Patrick Heraty Jr., market segment manager, coating additives for Evonik Goldschmidt, said that regulatory changes continue to create trends in the ink industry.
“Meeting the requirements of the Swiss Ordinance is becoming more and more important,” Mr. Heraty said. “Preventing migration of ink components, like mineral oil, into the package itself or what it protects is critical. VOC regulations are growing more stringent as well. Even the small amount of VOC from additives used at minute levels can push a formulation out of customer compliance.
The demand for packaging that differentiates products for the consumer market also continues to accelerate. Unique ink technologies help create this kind of packaging
“The switch to electronic media from traditional printed forms is driving the search for new markets for ink manufacturers,” Mr. Heraty added. “The recent announcement that Newsweek will cease production of its printed magazine at year’s end is just the latest example. Evonik-Tego is working closely with our ink partners as they identify new opportunities. We are providing unique solutions that help our partners enter these new markets.”
To meet the needs of the ink industry, waxes and additives manufacturers have developed a wide range of new products during the past year. For example, Shamrock Technologies launched its new Black Sheep line.
“Shamrock introduced our high performance, low cost Black Sheep product line this year,” Mr. Levitt said. “Although darker in color the Black Sheep products provide equal performance to our higher performing SST-3 at great cost reduction.”
Mr. Kalmikoff said Keim Additec Surface will introduce a new wax emulsion where the wax has a specific gravity of 1.0. Enhanced stability is the attraction for this material. Keim-Additec Surface will also be addressing the issues of MVTR, low Cobb values and KIT values from a wax emulsion perspective in 2012.

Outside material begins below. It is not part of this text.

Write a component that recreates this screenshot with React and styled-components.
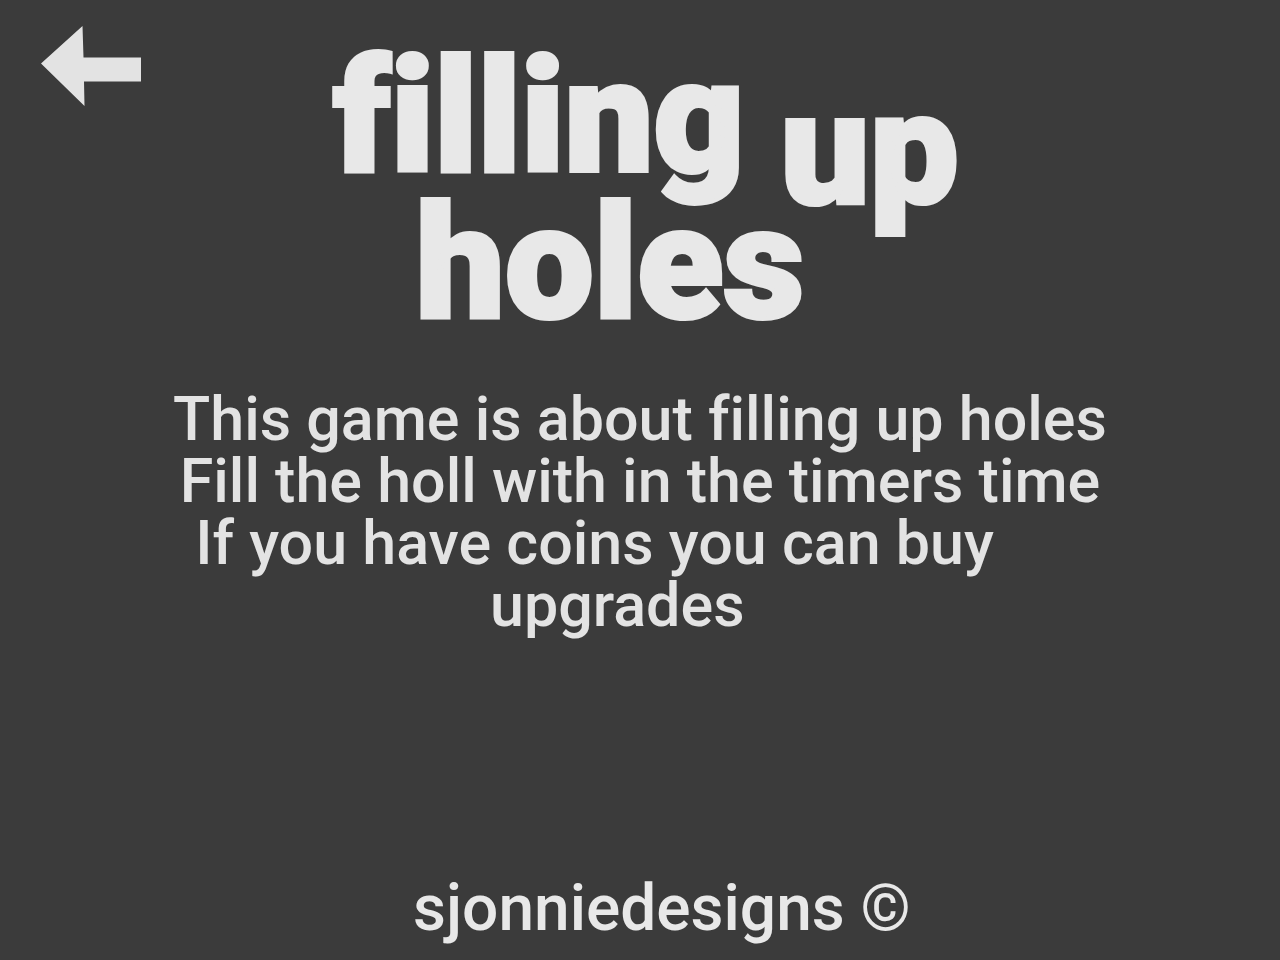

“With the introduction of several new products this past year, Emerald has sought to bring features which offer valuable benefits to the end user, and also address the need for low VOCs,” Ms. Vaughn said. “For example, we recently introduced Kalama K-FLEX 975P, a patent pending low VOC coalescent with excellent performance characteristics in both ink and OPV applications. Another example is our newest Lucida Colors energy cure dispersions for flexo and offset printing inks were formulated to have both low odor and improved handling, and excellent light stability – a combination not previously available. In the defoamer area, we have several zero-VOC defoamer offerings that offer a range of performance benefits and won’t impact gloss or clarity. Our FOAM BLAST UVD is highly effective in these energy curable systems. FOAM BLAST 295 is specifically designed to provide excellent clarity – a key performance gap in the industry - while control foam in fountain solutions and other graphic arts applications. FOAM BLAST 331E is an excellent choice in applications where broad indirect food contact clearances are needed.”

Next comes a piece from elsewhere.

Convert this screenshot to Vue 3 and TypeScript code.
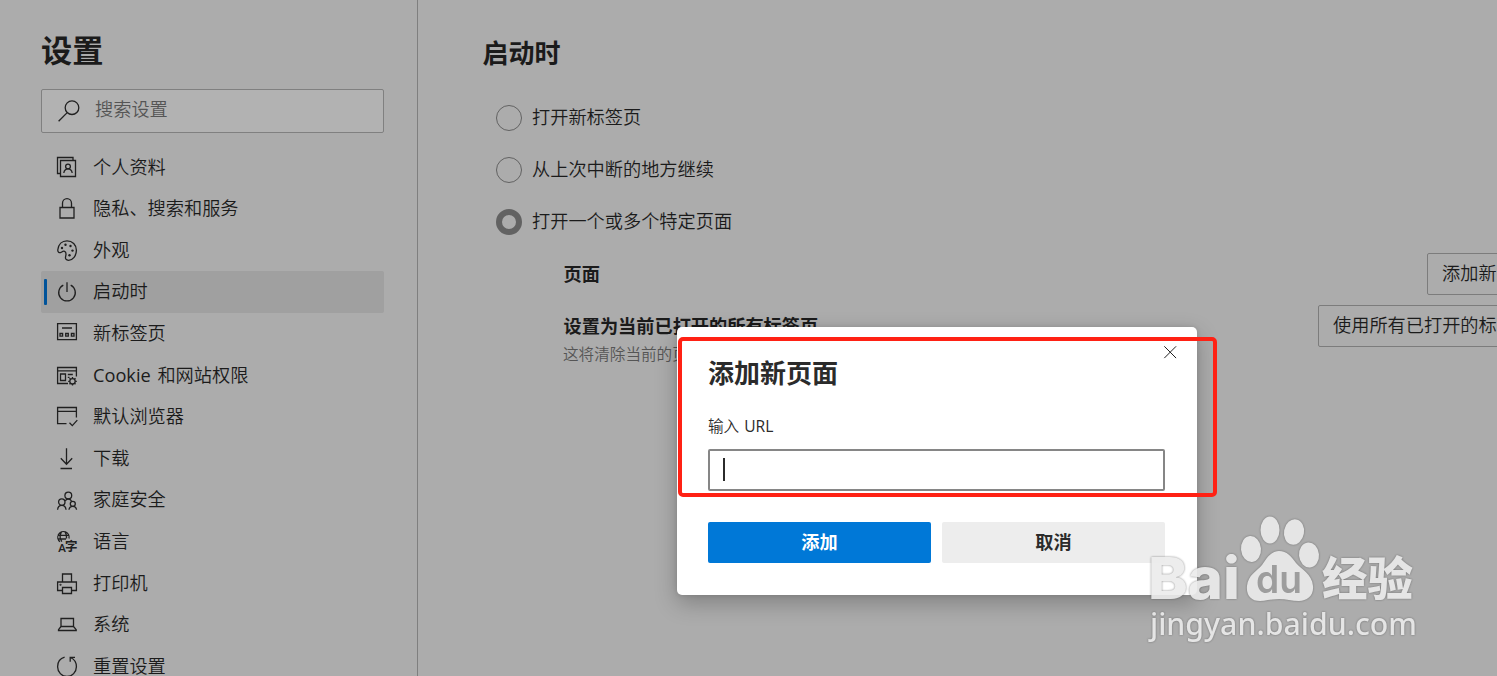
<script setup lang="ts">
import { ref, onMounted } from "vue"

interface NavItem {
  icon: string
  label: string
  word?: string
}

const navItems: NavItem[] = [
  { icon: "profile", label: "个人资料" },
  { icon: "lock", label: "隐私、搜索和服务" },
  { icon: "palette", label: "外观" },
  { icon: "power", label: "启动时" },
  { icon: "newtab", label: "新标签页" },
  { icon: "cookie", word: "Cookie ", label: "和网站权限" },
  { icon: "browser", label: "默认浏览器" },
  { icon: "download", label: "下载" },
  { icon: "family", label: "家庭安全" },
  { icon: "language", label: "语言" },
  { icon: "printer", label: "打印机" },
  { icon: "system", label: "系统" },
  { icon: "reset", label: "重置设置" }
]

const startupOptions = ["打开新标签页", "从上次中断的地方继续", "打开一个或多个特定页面"]

const active = ref("power")
const startup = ref(2)
const url = ref("")
const dialogOpen = ref(true)
const urlFocused = ref(true)

const closeDialog = () => {
  dialogOpen.value = false
  url.value = ""
}

onMounted(() => {
  document.title = "设置"
})
</script>

<template>
  <div class="page">
    <aside class="sidebar">
      <h1>设置</h1>
      <div class="search">
        <svg width="22" height="22" viewBox="0 0 22 22">
          <circle cx="14" cy="7.7" r="6.8" />
          <path d="M9.2 12.6L.6 21.2" />
        </svg>
        <input placeholder="搜索设置" />
      </div>

      <nav>
        <a v-for="item in navItems" :key="item.icon" :class="{ active: active === item.icon }" @click="active = item.icon">
          <svg width="20" height="21" viewBox="0 0 20 21">
            <template v-if="item.icon === 'profile'">
              <path d="M3.5 16.5H.5V.5h15.500v3M3.500 3.500h15v16h-15z" />
              <circle cx="11" cy="9.500" r="2.400" />
              <path d="M6.800 16c.4-2.600 1.800-4.100 4.200-4.100s3.800 1.500 4.200 4.100" />
            </template>
            <template v-else-if="item.icon === 'lock'">
              <path d="M3 9.500h14v10.500H3zM5.500 9.500V5.200a4.500 4.500 0 0 1 9 0v4.300" />
            </template>
            <template v-else-if="item.icon === 'palette'">
              <path d="M.8 9.800C1.400 4.200 5 .8 10 .8c5.400 0 9.400 4 9.400 9.400 0 5.600-3.600 10.100-7.900 10.100-2.500 0-3.400-1.600-2.900-3.700.7-2.700.7-4.500-.9-5.200-1.400-.7-2.200.1-3.500.9C2.500 13.300.5 12.300.8 9.800z" />
              <g class="solid">
                <circle cx="5" cy="8" r="1.200" />
                <circle cx="8.500" cy="4.800" r="1.200" />
                <circle cx="13.500" cy="6" r="1.200" />
                <circle cx="15.500" cy="10.600" r="1.200" />
                <circle cx="12.500" cy="15.200" r="1.200" />
              </g>
            </template>
            <template v-else-if="item.icon === 'power'">
              <path d="M6.300 4.200a8.300 8.300 0 1 0 7.400 0M10 1.200v9.800" />
            </template>
            <template v-else-if="item.icon === 'newtab'">
              <path d="M.6.600h18.800v16H.6zM5 5h10M3 10.500h2.600v2.600H3zM8.700 10.500h2.600v2.600H8.700zM14.400 10.500H17v2.600h-2.600z" />
            </template>
            <template v-else-if="item.icon === 'cookie'">
              <path d="M11 18.500H.6v-16h18.800v9M.6 5.800h18.800M3.500 9h5v6.500h-5zM10.800 9.500h5M10.800 12.300h1.700" />
              <circle cx="15.500" cy="16.300" r="2.700" />
              <path d="M15.500 12v1.500M15.500 19.100v1.500M11.200 16.300h1.500M18.300 16.300h1.500M12.500 13.300l1 1M17.500 18.300l1 1M12.500 19.300l1-1M17.500 14.300l1-1" />
            </template>
            <template v-else-if="item.icon === 'browser'">
              <path d="M9.500 17.600H.6V1.500h18.800v10M.6 5.300h18.800M12.500 16.800l2.800 2.800 5-5.500" />
            </template>
            <template v-else-if="item.icon === 'download'">
              <path d="M9.500.2v16M3.800 10.300l5.700 5.900 5.700-5.900M3.500 20.500h11.500" />
            </template>
            <template v-else-if="item.icon === 'family'">
              <circle cx="11.300" cy="6.500" r="3.400" />
              <circle cx="4.800" cy="13.100" r="3.200" />
              <circle cx="15.800" cy="14.800" r="2.500" />
              <path d="M.6 20.800c.2-3 1.700-4.500 4.200-4.500s4 1.500 4.200 4.500M12 20.800c.2-2.300 1.600-3.500 3.800-3.500s3.500 1.200 3.700 3.500M8.300 11.800c.7-1.200 1.700-1.800 3-1.800 1.500 0 2.700.8 3.300 2.200" />
            </template>
            <template v-else-if="item.icon === 'language'">
              <path d="M3 10.800A5.700 5.700 0 1 1 12 7.500M.6 4.300h11M.6 8H9M4.500.8c-1.800 3-1.500 7 .3 9.800M8 .8c1.400 2 1.800 4.300 1.500 6.700" />
              <text x="1.200" y="21" class="latin">A</text>
              <text x="8" y="19.600" class="han">字</text>
            </template>
            <template v-else-if="item.icon === 'printer'">
              <path d="M5.500 9V1h9v8M5.500 17.500H.6V9h18.800v8.500h-4.900M5.500 14.500h9v6h-9z" />
              <circle cx="3.500" cy="11.800" r=".4" />
            </template>
            <template v-else-if="item.icon === 'system'">
              <path d="M4 4.500h12.500v8H4zM4 12.500l-2.500 3.200v.8h17.700v-.8l-2.700-3.200" />
            </template>
            <template v-else>
              <path d="M7.600 1.200C3.200 2.400.6 6.400.6 10.800c0 5.300 4.200 9.700 9.400 9.700s9.400-4.400 9.400-9.700c0-4.200-2.500-7.900-6.200-9.300M18 1.300h-4.800v4.500" />
            </template>
          </svg>
          <span><span v-if="item.word" class="word">{{ item.word }}</span>{{ item.label }}</span>
        </a>
      </nav>
    </aside>

    <main>
      <h2>启动时</h2>
      <div class="options">
        <label v-for="(option, index) in startupOptions" :key="option" @click="startup = index">
          <i class="radio" :class="{ checked: startup === index }"></i>
          <span>{{ option }}</span>
        </label>
      </div>

      <div class="row">
        <strong>页面</strong>
        <button class="outline add-page">添加新页面</button>
      </div>
      <div class="row">
        <strong>设置为当前已打开的所有标签页</strong>
        <button class="outline use-all">使用所有已打开的标签页</button>
      </div>
      <p class="hint">这将清除当前的页面列表</p>
    </main>

    <div v-if="dialogOpen" class="dialog">
      <svg class="close" width="14" height="14" viewBox="0 0 14 14" @click="closeDialog">
        <path d="M1.300 1.300l11.800 11.800M13.100 1.300L1.300 13.100" />
      </svg>
      <h2>添加新页面</h2>
      <label for="url">输入 <span class="word">URL</span></label>
      <div class="field">
        <i v-if="urlFocused && !url" class="caret"></i>
        <input id="url" v-model="url" />
      </div>
      <div class="actions">
        <button class="primary" @click="closeDialog">添加</button>
        <button class="secondary" @click="closeDialog">取消</button>
      </div>
    </div>

    <div class="marker"></div>

    <svg class="watermark" width="280" height="135" viewBox="0 0 280 135">
      <text class="brand" x="3" y="83" textLength="92" lengthAdjust="spacingAndGlyphs">Bai</text>
      <ellipse cx="106" cy="33" rx="10" ry="13" transform="rotate(-5 106 33)" />
      <ellipse cx="125" cy="14" rx="9.500" ry="13.500" />
      <ellipse cx="149" cy="16" rx="10" ry="12.800" transform="rotate(10 149 16)" />
      <ellipse cx="164" cy="39" rx="10" ry="12.500" transform="rotate(-5 164 39)" />
      <path d="M134 35c8 0 12 5 17 12 5 6 16 11 17 23 1 10-6 15-14 15-7 0-13-2-20-2s-13 2-19 2c-9 0-14-6-13-15 1-11 10-15 15-21 5-7 9-14 17-14z" />
      <text class="du" x="111" y="76.500" textLength="46" lengthAdjust="spacingAndGlyphs">du</text>
      <text class="jingyan" x="177" y="79" textLength="91" lengthAdjust="spacingAndGlyphs">经验</text>
      <text class="site" x="5" y="119" textLength="267" lengthAdjust="spacingAndGlyphs">jingyan.baidu.com</text>
    </svg>
  </div>
</template>

<style>
body {
  background: #acacac;
  overflow: hidden;
}
</style>

<style scoped>
* {
  box-sizing: border-box;
}

.page {
  position: relative;
  display: flex;
  width: 100vw;
  height: 100vh;
  overflow: hidden;
  background: #acacac;
  color: #1b1b1b;
  font: 350 18.2px/26px "Open Sans", "Noto Sans CJK SC", sans-serif;
}

h1,
h2,
p {
  margin: 0;
}

button,
input {
  font: inherit;
  color: inherit;
}

svg {
  display: block;
  flex: none;
  overflow: visible;
  fill: none;
  stroke: #202020;
  stroke-width: 1.3;
}

.word {
  font-weight: 400;
  white-space: pre;
}

.sidebar {
  flex: none;
  width: 418px;
  padding: 30px 33px 0 41px;
  border-right: 1px solid #7f7f7f;
}

.sidebar h1 {
  font-size: 31.2px;
  font-weight: 700;
  line-height: 40px;
}

.search {
  display: flex;
  align-items: center;
  height: 44px;
  margin-top: 19px;
  padding-left: 16px;
  border: 1px solid #808080;
  border-radius: 2px;
  background: #b2b2b2;
}

.search input {
  width: 260px;
  margin-left: 15px;
  padding: 0 0 4px;
  border: 0;
  outline: 0;
  background: none;
}

.search input::placeholder {
  color: #555;
  opacity: 1;
}

nav {
  margin-top: 13.3px;
}

nav a {
  position: relative;
  display: flex;
  align-items: center;
  gap: 16px;
  height: 41.6px;
  padding-left: 16px;
  border-radius: 2px;
}

nav a > span {
  padding-bottom: 1px;
  word-spacing: 2px;
}

nav a.active {
  background: #a0a0a0;
}

nav a.active::before {
  content: "";
  position: absolute;
  left: 3px;
  top: 8px;
  width: 3px;
  height: 26px;
  border-radius: 1px;
  background: #00539a;
}

.solid {
  fill: #202020;
  stroke: none;
}

.latin,
.han {
  fill: #202020;
  stroke: none;
  font-weight: 600;
}

.latin {
  font-size: 11.5px;
}

.han {
  font-size: 12.5px;
}

main {
  flex: 1;
  min-width: 0;
  padding-top: 36px;
}

main h2 {
  margin-left: 64.5px;
  font-size: 26px;
  font-weight: 700;
  line-height: 34px;
}

.options {
  margin: 22px 0 0 78px;
}

.options label {
  display: flex;
  align-items: center;
  gap: 10px;
  height: 52px;
}

.options span {
  padding-bottom: 2px;
}

.radio {
  width: 26px;
  height: 26px;
  border: 1px solid #626262;
  border-radius: 50%;
}

.radio.checked {
  border-width: 6px;
}

.row {
  display: flex;
  align-items: center;
  justify-content: space-between;
  height: 52px;
  margin-left: 145.5px;
  white-space: nowrap;
}

.row strong {
  padding-bottom: 1px;
  font-weight: 700;
}

.outline {
  flex: none;
  height: 42px;
  padding: 0 14px 2px;
  border: 1px solid #7c7c7c;
  border-radius: 2px;
  background: none;
  text-align: left;
}

.add-page {
  width: 121px;
  margin-right: -51px;
}

.use-all {
  width: 230px;
  margin-right: -51px;
}

.hint {
  margin: -11px 0 0 145px;
  color: #555;
  font-size: 15.6px;
}

.dialog {
  position: absolute;
  left: 677px;
  top: 327px;
  width: 520px;
  height: 268px;
  padding: 29px 32px 0 31px;
  border-radius: 5px;
  background: #fff;
  color: #2b2b2b;
  box-shadow: 0 8px 22px rgba(0, 0, 0, 0.25), 0 0 5px rgba(0, 0, 0, 0.12);
}

.dialog h2 {
  font-size: 26px;
  font-weight: 700;
  line-height: 34px;
}

.dialog label {
  display: block;
  margin-top: 23px;
  font-size: 15.6px;
  word-spacing: 1px;
}

.close {
  position: absolute;
  right: 20px;
  top: 18px;
  stroke-width: 1;
}

.field {
  display: flex;
  align-items: center;
  height: 42px;
  margin-top: 10px;
  padding-left: 13px;
  border: 2px solid #868686;
  border-radius: 2px;
}

.field input {
  flex: 1;
  border: 0;
  outline: 0;
  background: none;
}

.caret {
  width: 2px;
  height: 23px;
  margin-bottom: 1px;
  background: #2b2b2b;
}

.actions {
  display: flex;
  gap: 11px;
  margin-top: 31px;
}

.actions button {
  flex: 1;
  height: 41px;
  padding: 0 0 1px;
  border: 0;
  border-radius: 2px;
  font-weight: 700;
}

.primary {
  background: #0078d7;
  color: #fff;
}

.secondary {
  background: #ededed;
}

.marker {
  position: absolute;
  left: 678px;
  top: 337px;
  width: 539px;
  height: 160px;
  border: 4px solid #ff2114;
  border-radius: 5px;
  pointer-events: none;
}

.watermark {
  position: absolute;
  left: 1145px;
  top: 516px;
  fill: #ececec;
  stroke: none;
  opacity: 0.9;
  filter: drop-shadow(0 0 1px rgba(80, 80, 80, 0.7));
  pointer-events: none;
}

.brand {
  font: 800 58px Inter, sans-serif;
}

.du {
  fill: #9c9c9c;
  font: 600 38px Inter, sans-serif;
}

.jingyan {
  font: 900 46px "Noto Sans CJK SC", sans-serif;
}

.site {
  font: 500 31px "Noto Sans", sans-serif;
}
</style>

“Evonik TEGO has introduced several new products recently which are of interest for the printing inks industry,” said Jennifer Turner, marketing manager, coating additives for Evonik Goldschmidt. “TEGO Dispers 688 is a new premium dispersant for matte UV curable printing inks. Processing and productivity can be improved during manufacturing due to the excellent rheological profile. Low thixotropy, low viscosity and good yield points can be seen even with the highest concentrations of matting agents. TEGO Foamex 823 is a high performance defoamer with good compatability for waterborne printing inks. It is easy to incorporate and suitable for many different binders. It is also compliant with the Swiss Ordinance. TEGO Foamex 831 is a silicone-free defoamer concentrate for waterborne printing inks especially for printing packaging. The 100% active matter concentrate is in compliance with the Swiss Ordinance. TEGO Foamex 833 is a silicone- and mineral oil-free defoamer which has excellent compatability, good foam inhibition, fast foam break-down and superior long term efficiency. It is ultra low VOC and is Swiss A list compliant.”Expectations for The Coming Year
With the added importance in the role of waxes and additives as well as the increased emphasis on environmentally friendly products, suppliers are looking ahead to the upcoming year.
“With the introduction of several new products in 2013, we expect the coming year to be an extremely active one,” Mr. Kalmikoff said.
“We have a positive outlook for 2013, driven by continued reformulation toward low and zero-VOC systems, further expansion in to new market areas and offering materials with more environmentally friendly profiles,” Ms. Vaughn said. “We continue to focus on and be excited about the opportunities in these areas.”
“Our expectations are positive,” said Mr. Heraty. “The technology shift to more environmentally friendly inks mirrors our product portfolio. The demands for more functional inks also fit our line. With the election resolved, no matter who has won, the economic uncertainty that has slowed growth should be eliminated. More announcements of traditional printing being eliminated are inevitable unfortunately. But we do expect the packaging industry to remain strong and drive increases in the business. Digital printing will also continue its growth, offering opportunities for new challenges to conquer and new business to realize.”
“Kustom expects 2013 to be a good year in the additives business versus both 2011 and 2012,” Mr. Aynessazian said. “We offer many unique additive materials that are finding homes in more and more formulations. With the communications revolution that we are experiencing, we are finding that ‘word of mouth’ about the unique products that we have is spreading through social media and various internet communications to places around the world. We are getting contacted through our updated website from potential customers from countries that we had never heard from or visited before. Although sales in 2012 were relatively small outside of North America to these countries, the significant part for us is that we had sales to four other continents, and we believe that this bodes well for future increased sales as it looks like our products work well in many markets.”
“We are looking for continued growth in 2013,” Mr. Levitt said. “A combination of new customers and products should help us attain our goal.”